Dans « Pipelines », j'y découvre beaucoup d'histoires autour de l'armée et du service militaire - presque omniprésent, des arabes moustachus, et aussi un autre moustachu plus aryen d'une autre époque. Et au milieu de la banalité de ce quotidien, parfois des morts, parfois des décombres ou des tunnels qui mèneraient au Paradis, ou à l'Enfer. Et pour décompresser, il y a du loufoque, de l'incongru, du mystère et par moment une pointe de fantastique – ou disons, d'imaginaire. Un esprit totalement décalé. Lorsque je commence une histoire, je n'imagine pas du tout dans quel kibboutz l'écrivain va m'embarquer…

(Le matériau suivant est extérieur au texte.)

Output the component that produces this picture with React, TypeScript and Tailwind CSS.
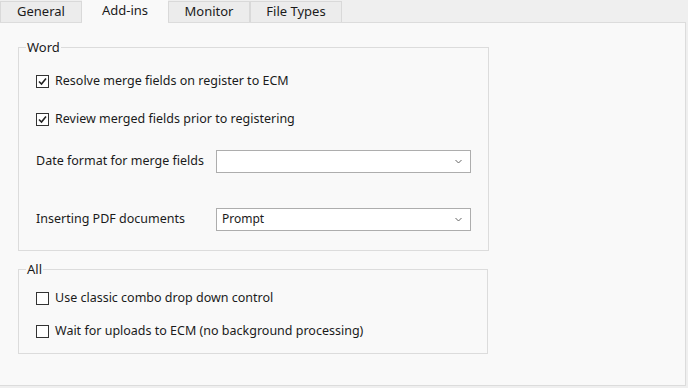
const font = { fontFamily: '"Noto Sans", "Open Sans", sans-serif' };

function Check({ checked, label }: { checked: boolean; label: string }) {
  return (
    <label className="flex items-center gap-[6px] text-[12.5px] text-[#1b1b1b]">
      <span className="flex h-[13px] w-[13px] items-center justify-center border border-[#333] bg-white">
        {checked && (
          <svg width="11" height="11" viewBox="0 0 11 11">
            <path d="M2 5.5 L4.5 8 L9 2.5" fill="none" stroke="#222" strokeWidth="1.6" />
          </svg>
        )}
      </span>
      <span>{label}</span>
    </label>
  );
}

function Combo({ value }: { value?: string }) {
  return (
    <div className="flex h-[23px] w-[255px] items-center justify-between border border-[#adadad] bg-white pl-[5px] pr-[8px] text-[12px] text-[#1b1b1b]">
      <span>{value}</span>
      <svg width="7" height="5" viewBox="0 0 7 5">
        <path d="M0.5 1 L3.5 4 L6.5 1" fill="none" stroke="#666" strokeWidth="1" />
      </svg>
    </div>
  );
}

function Group({ title, children, className }: { title: string; children: React.ReactNode; className: string }) {
  return (
    <fieldset className={`w-[470px] border border-[#dcdcdc] px-[17px] ${className}`}>
      <legend className="ml-[-10px] px-[1px] text-[13px] leading-[14px] text-[#1b1b1b]">{title}</legend>
      {children}
    </fieldset>
  );
}

const tabs = ["General", "Add-ins", "Monitor", "File Types"];

export default function App() {
  return (
    <div className="flex h-[388px] w-[688px] flex-col bg-[#efefef]" style={font}>
      <div className="flex h-[22px] items-end">
        {tabs.map((t, i) =>
          i === 1 ? (
            <div key={t} className="z-10 mb-[-1px] flex h-[23px] w-[86px] items-start justify-center bg-[#f9f9f9] pt-[1px] text-[13px] text-[#1b1b1b]">
              {t}
            </div>
          ) : (
            <div
              key={t}
              className="flex h-[21px] w-[82px] items-center justify-center border border-b-0 border-[#d9d9d9] bg-[#ececec] text-[13px] text-[#1b1b1b] last:w-[92px]"
            >
              {t}
            </div>
          )
        )}
      </div>
      <div className="mr-[2px] flex h-[364px] flex-col border-t border-r border-b border-[#dcdcdc] bg-[#f9f9f9] pl-[18px]">
        <Group title="Word" className="mt-[17px] h-[211px] pt-[18px]">
          <Check checked label="Resolve merge fields on register to ECM" />
          <div className="mt-[19px]">
            <Check checked label="Review merged fields prior to registering" />
          </div>
          <div className="mt-[21px] flex items-center text-[12.5px] text-[#1b1b1b]">
            <span className="w-[180px]">Date format for merge fields</span>
            <Combo />
          </div>
          <div className="mt-[35px] flex items-center text-[12.5px] text-[#1b1b1b]">
            <span className="w-[180px]">Inserting PDF documents</span>
            <Combo value="Prompt" />
          </div>
        </Group>
        <Group title="All" className="mt-[11px] h-[92px] pt-[13px]">
          <Check checked={false} label="Use classic combo drop down control" />
          <div className="mt-[14px]">
            <Check checked={false} label="Wait for uploads to ECM (no background processing)" />
          </div>
        </Group>
      </div>
    </div>
  );
}
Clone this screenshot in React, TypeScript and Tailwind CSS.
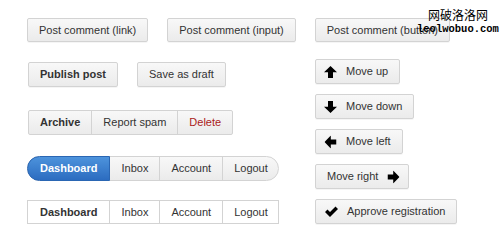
const btn =
  "h-6 px-[11px] flex items-center gap-[9px] rounded-[2px] border border-[#d3d3d3] bg-gradient-to-b from-[#f8f8f8] to-[#ebebeb] text-[11px] text-[#333] shadow-[0_1px_0_rgba(0,0,0,0.04)]";

const seg = "h-full flex items-center px-[11px] text-[11px] text-[#333]";

function Arrow({ rotate }: { rotate: string }) {
  return (
    <svg viewBox="0 0 13 12" className={`w-[13px] h-[12px] ${rotate}`}>
      <path d="M6.5 0 L13 6.3 L9 6.3 L9 12 L4 12 L4 6.3 L0 6.3 Z" fill="#000" />
    </svg>
  );
}

function Check() {
  return (
    <svg viewBox="0 0 13 11" className="w-[13px] h-[11px]">
      <path d="M0 6 L2.5 3.5 L5 6 L10.5 0.5 L13 3 L5 11 Z" fill="#000" />
    </svg>
  );
}

export default function App() {
  return (
    <div className="relative w-[500px] h-[250px] bg-white overflow-hidden" style={{ fontFamily: '"Liberation Sans", Arial, sans-serif' }}>
      {/* watermark */}
      <div className="absolute left-[417px] top-[9px] flex flex-col items-center leading-none">
        <span className="text-[12px] text-black" style={{ fontFamily: '"Noto Sans CJK SC", sans-serif' }}>网破洛洛网</span>
        <span className="mt-[3px] text-[10.5px] font-bold text-black" style={{ fontFamily: '"Liberation Mono", monospace' }}>leolwobuo.com</span>
      </div>

      <div className="pt-[18px] pl-[27px]">
        <div className="flex gap-[19px]">
          <button className={btn}>Post comment (link)</button>
          <button className={btn}>Post comment (input)</button>
          <button className={btn}>Post comment (button)</button>
        </div>

        <div className="flex">
          <div className="w-[288px] flex flex-col">
            <div className="mt-[20px] flex gap-[19px] pl-px">
              <button className={`${btn} h-[25px] font-bold px-3`}>Publish post</button>
              <button className={`${btn} h-[25px] px-3`}>Save as draft</button>
            </div>

            <div className="mt-[23px] ml-px flex h-[25px] w-fit rounded-[2px] border border-[#d3d3d3] bg-gradient-to-b from-[#f8f8f8] to-[#ebebeb]">
              <span className={`${seg} font-bold px-3`}>Archive</span>
              <span className={`${seg} border-l border-[#d3d3d3] px-3`}>Report spam</span>
              <span className={`${seg} border-l border-[#d3d3d3] px-3 text-[#aa1a1a]`}>Delete</span>
            </div>

            <div className="mt-[21px] flex h-[25px] w-fit rounded-full border border-[#d3d3d3] bg-gradient-to-b from-[#f8f8f8] to-[#ebebeb]">
              <span className="h-[25px] -my-px -ml-px flex items-center px-[12px] rounded-l-full border border-[#2a66b3] bg-gradient-to-b from-[#4d93dc] to-[#2c6cc0] text-[11px] font-bold text-white">
                Dashboard
              </span>
              <span className={seg}>Inbox</span>
              <span className={`${seg} border-l border-[#d3d3d3]`}>Account</span>
              <span className={`${seg} border-l border-[#d3d3d3] pr-[10px]`}>Logout</span>
            </div>

            <div className="mt-[19px] flex h-6 w-fit border border-[#d3d3d3] bg-white">
              <span className={`${seg} font-bold px-[12px]`}>Dashboard</span>
              <span className={`${seg} border-l border-[#d3d3d3]`}>Inbox</span>
              <span className={`${seg} border-l border-[#d3d3d3]`}>Account</span>
              <span className={`${seg} border-l border-[#d3d3d3] pr-[10px]`}>Logout</span>
            </div>
          </div>

          <div className="flex flex-col gap-[10px] mt-[17px]">
            <button className={`${btn} h-[25px] w-fit pl-[8px]`}>
              <Arrow rotate="" />
              Move up
            </button>
            <button className={`${btn} h-[25px] w-fit pl-[8px]`}>
              <Arrow rotate="rotate-180" />
              Move down
            </button>
            <button className={`${btn} h-[25px] w-fit pl-[8px]`}>
              <Arrow rotate="-rotate-90" />
              Move left
            </button>
            <button className={`${btn} h-[25px] w-fit pr-[8px] gap-[7px]`}>
              Move right
              <Arrow rotate="rotate-90" />
            </button>
            <button className={`${btn} h-[25px] w-fit pl-[9px]`}>
              <Check />
              Approve registration
            </button>
          </div>
        </div>
      </div>
    </div>
  );
}
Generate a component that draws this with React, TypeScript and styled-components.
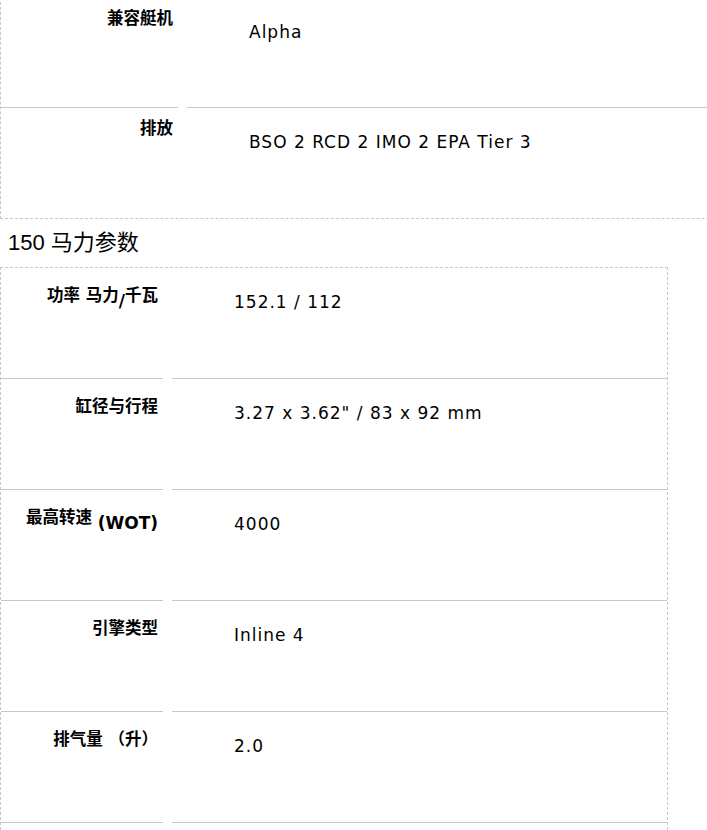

Etgar Keret semble particulièrement aimé ce genre de format, ce n'est ni son premier, ni son dernier. Il aime faire court, il aime bousculer la chute, au bout d'une page ou deux, guère plus, au-delà ça devint une guerre de lassitude. Alors l'écrivain préfère rester dans l'instant, une idée, trente lignes, et BOOM, la fin abrupte et brutale, comme un enfant palestinien qui marche sur les abords d'une route poussiéreuse et saute malencontreusement sur une mine. Voilà, c'est ça les nouvelles de Etgar, je n'ai pas le temps de m'ennuyer, j'avance et je ferme les yeux, jusqu'à ce que je rentre dans un mur, sur une patrouille militaire, voir même dans un pipeline. Et j'ai beaucoup aimé. Peut-être même que j'y reviendrai, après tout, je crois que c'est la première fois que j'entre en terre israélienne… Peut-être même qu'après ça, je vais également m'écouter quelques micro-improvisations de Keith Jarrett, là je suis fourni, en prenant une bière, non merci à cette heure-ci pas de café, en imaginant la construction d'un biéroduc jusqu'à la poussière de mes terres…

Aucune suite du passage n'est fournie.